Instruction
Return all lines where the word "React" can be found.

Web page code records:
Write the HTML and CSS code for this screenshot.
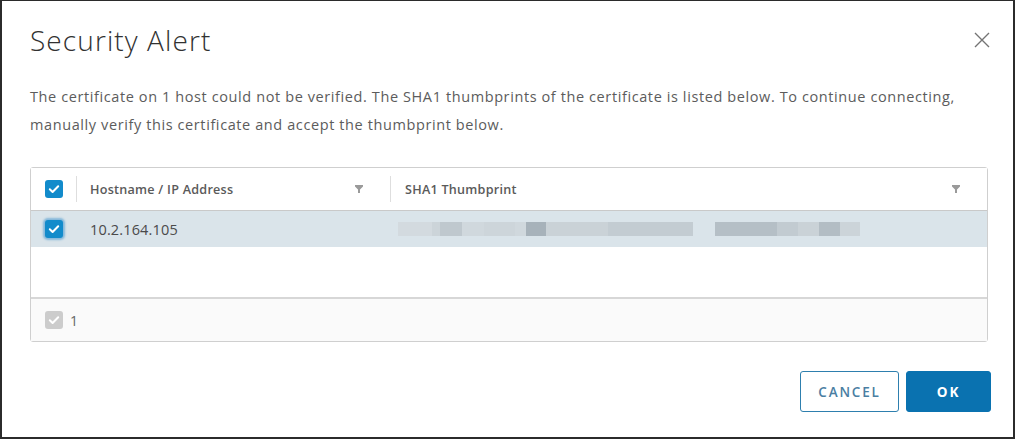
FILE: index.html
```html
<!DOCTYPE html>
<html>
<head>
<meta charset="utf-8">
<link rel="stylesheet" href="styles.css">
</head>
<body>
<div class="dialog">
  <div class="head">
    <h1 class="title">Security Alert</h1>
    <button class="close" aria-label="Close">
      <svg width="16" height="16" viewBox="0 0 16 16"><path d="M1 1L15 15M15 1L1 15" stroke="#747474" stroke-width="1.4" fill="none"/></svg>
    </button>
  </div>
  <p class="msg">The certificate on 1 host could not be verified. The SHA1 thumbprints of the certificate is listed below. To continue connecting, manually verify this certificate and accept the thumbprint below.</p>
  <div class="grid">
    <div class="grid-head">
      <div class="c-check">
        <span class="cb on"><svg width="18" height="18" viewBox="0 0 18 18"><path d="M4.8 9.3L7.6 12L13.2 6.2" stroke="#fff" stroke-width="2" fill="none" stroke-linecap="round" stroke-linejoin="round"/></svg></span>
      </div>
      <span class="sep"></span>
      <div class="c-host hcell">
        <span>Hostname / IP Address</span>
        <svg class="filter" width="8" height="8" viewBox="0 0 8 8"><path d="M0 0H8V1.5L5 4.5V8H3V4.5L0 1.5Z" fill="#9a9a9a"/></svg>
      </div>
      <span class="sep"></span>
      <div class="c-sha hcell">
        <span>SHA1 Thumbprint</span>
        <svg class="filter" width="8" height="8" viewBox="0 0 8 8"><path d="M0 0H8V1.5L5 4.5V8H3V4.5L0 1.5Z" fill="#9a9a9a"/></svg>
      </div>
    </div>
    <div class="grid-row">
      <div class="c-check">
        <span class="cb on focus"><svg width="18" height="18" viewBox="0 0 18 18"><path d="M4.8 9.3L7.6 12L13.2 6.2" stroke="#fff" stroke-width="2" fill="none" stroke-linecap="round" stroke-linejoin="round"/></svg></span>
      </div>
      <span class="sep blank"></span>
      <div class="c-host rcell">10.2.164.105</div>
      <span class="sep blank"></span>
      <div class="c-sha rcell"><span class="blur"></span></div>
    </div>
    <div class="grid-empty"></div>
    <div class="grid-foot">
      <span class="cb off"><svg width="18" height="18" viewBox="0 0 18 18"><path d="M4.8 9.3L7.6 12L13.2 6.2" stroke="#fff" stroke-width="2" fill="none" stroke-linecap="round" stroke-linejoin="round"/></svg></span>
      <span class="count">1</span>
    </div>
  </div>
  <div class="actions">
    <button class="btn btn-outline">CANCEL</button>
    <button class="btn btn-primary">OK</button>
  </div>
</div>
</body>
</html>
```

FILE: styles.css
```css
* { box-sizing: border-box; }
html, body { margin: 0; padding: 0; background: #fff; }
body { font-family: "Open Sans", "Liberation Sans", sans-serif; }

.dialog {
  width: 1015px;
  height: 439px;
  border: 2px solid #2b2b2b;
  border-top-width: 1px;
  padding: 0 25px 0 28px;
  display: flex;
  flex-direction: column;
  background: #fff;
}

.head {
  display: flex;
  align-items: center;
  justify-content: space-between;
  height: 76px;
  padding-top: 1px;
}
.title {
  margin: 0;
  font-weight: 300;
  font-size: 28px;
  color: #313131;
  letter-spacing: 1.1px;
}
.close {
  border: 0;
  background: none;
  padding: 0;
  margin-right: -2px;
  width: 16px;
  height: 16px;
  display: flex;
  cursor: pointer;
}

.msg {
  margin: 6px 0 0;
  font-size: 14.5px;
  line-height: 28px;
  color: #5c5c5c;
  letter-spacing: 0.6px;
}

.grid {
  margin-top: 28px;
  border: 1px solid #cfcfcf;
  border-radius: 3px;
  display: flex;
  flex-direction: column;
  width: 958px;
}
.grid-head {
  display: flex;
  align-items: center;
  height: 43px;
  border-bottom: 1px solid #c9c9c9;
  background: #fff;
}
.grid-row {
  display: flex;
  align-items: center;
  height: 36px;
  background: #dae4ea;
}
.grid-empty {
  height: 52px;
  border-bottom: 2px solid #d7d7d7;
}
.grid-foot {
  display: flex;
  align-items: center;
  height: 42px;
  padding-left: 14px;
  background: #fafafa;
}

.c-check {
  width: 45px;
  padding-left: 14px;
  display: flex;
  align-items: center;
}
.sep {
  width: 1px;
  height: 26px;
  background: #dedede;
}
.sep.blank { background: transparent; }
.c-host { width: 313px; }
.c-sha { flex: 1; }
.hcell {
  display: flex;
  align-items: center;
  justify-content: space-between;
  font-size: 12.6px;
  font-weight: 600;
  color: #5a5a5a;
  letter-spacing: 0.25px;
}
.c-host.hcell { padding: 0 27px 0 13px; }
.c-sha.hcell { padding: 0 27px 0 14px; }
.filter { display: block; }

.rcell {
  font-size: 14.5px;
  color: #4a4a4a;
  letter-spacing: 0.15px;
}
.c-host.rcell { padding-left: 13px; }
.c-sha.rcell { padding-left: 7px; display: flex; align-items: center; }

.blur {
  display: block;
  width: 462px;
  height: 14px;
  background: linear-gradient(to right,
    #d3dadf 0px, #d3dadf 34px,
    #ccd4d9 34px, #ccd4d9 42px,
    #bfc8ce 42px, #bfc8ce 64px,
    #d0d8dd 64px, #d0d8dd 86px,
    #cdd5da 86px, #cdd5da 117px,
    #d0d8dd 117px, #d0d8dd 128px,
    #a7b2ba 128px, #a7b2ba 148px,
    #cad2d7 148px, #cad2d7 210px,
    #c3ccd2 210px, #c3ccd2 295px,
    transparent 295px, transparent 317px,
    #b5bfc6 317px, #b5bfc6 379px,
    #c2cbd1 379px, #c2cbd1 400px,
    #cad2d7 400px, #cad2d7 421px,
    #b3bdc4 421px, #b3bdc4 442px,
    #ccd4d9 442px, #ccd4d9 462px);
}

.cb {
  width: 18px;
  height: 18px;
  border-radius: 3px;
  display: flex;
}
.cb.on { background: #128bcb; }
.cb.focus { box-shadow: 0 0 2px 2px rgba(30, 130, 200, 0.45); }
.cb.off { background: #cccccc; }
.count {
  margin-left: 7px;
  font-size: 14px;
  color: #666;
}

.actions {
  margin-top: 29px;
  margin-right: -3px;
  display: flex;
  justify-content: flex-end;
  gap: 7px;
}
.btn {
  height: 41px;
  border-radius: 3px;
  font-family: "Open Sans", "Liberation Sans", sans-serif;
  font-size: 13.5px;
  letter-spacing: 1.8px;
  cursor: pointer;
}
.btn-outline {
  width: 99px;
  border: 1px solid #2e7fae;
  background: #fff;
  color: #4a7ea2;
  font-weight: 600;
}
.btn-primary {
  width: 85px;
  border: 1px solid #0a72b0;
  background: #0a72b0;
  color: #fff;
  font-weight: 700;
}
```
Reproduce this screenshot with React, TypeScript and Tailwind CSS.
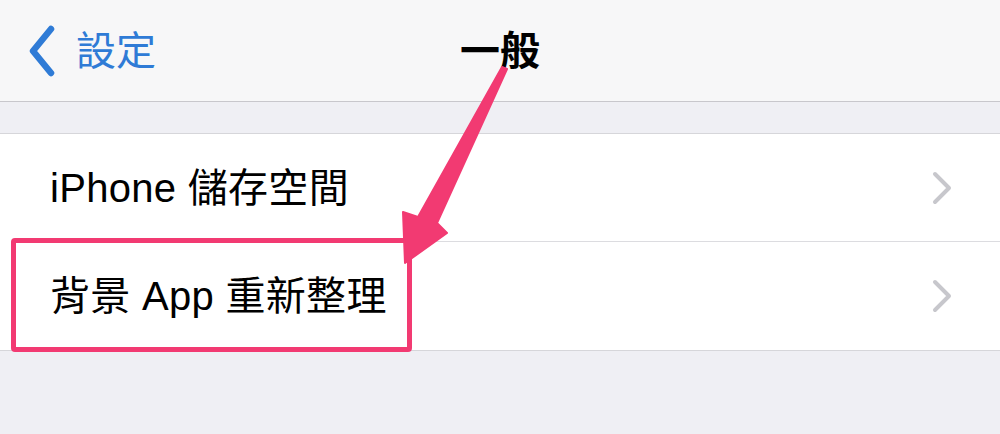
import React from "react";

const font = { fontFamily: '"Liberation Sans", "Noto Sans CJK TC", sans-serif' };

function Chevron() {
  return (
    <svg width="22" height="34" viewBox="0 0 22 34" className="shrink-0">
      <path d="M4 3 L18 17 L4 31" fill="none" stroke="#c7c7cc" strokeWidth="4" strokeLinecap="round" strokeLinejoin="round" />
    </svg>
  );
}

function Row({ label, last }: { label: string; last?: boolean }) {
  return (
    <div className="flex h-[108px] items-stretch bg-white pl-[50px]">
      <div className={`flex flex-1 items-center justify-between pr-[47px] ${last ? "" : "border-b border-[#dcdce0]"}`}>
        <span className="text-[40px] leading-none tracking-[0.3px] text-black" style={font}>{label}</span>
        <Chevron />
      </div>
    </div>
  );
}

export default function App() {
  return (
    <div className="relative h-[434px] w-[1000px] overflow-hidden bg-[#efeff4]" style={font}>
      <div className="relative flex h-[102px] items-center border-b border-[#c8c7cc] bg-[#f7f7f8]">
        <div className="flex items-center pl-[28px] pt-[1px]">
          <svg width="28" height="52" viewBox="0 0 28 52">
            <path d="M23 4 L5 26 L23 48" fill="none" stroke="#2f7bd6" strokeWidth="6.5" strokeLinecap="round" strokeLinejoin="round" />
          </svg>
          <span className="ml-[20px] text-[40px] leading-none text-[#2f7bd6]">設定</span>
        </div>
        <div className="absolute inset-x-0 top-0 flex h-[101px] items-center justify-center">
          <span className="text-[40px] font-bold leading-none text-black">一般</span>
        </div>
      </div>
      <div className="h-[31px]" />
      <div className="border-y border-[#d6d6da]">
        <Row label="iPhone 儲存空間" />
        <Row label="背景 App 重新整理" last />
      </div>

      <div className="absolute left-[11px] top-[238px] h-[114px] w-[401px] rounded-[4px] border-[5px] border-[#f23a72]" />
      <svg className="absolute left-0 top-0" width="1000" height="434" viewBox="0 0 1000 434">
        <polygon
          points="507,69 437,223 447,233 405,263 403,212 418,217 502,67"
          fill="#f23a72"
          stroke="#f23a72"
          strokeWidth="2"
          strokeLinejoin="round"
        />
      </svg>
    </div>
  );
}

Response to the exercise
Reproduce this screenshot with React, TypeScript and Tailwind CSS.
import React from "react";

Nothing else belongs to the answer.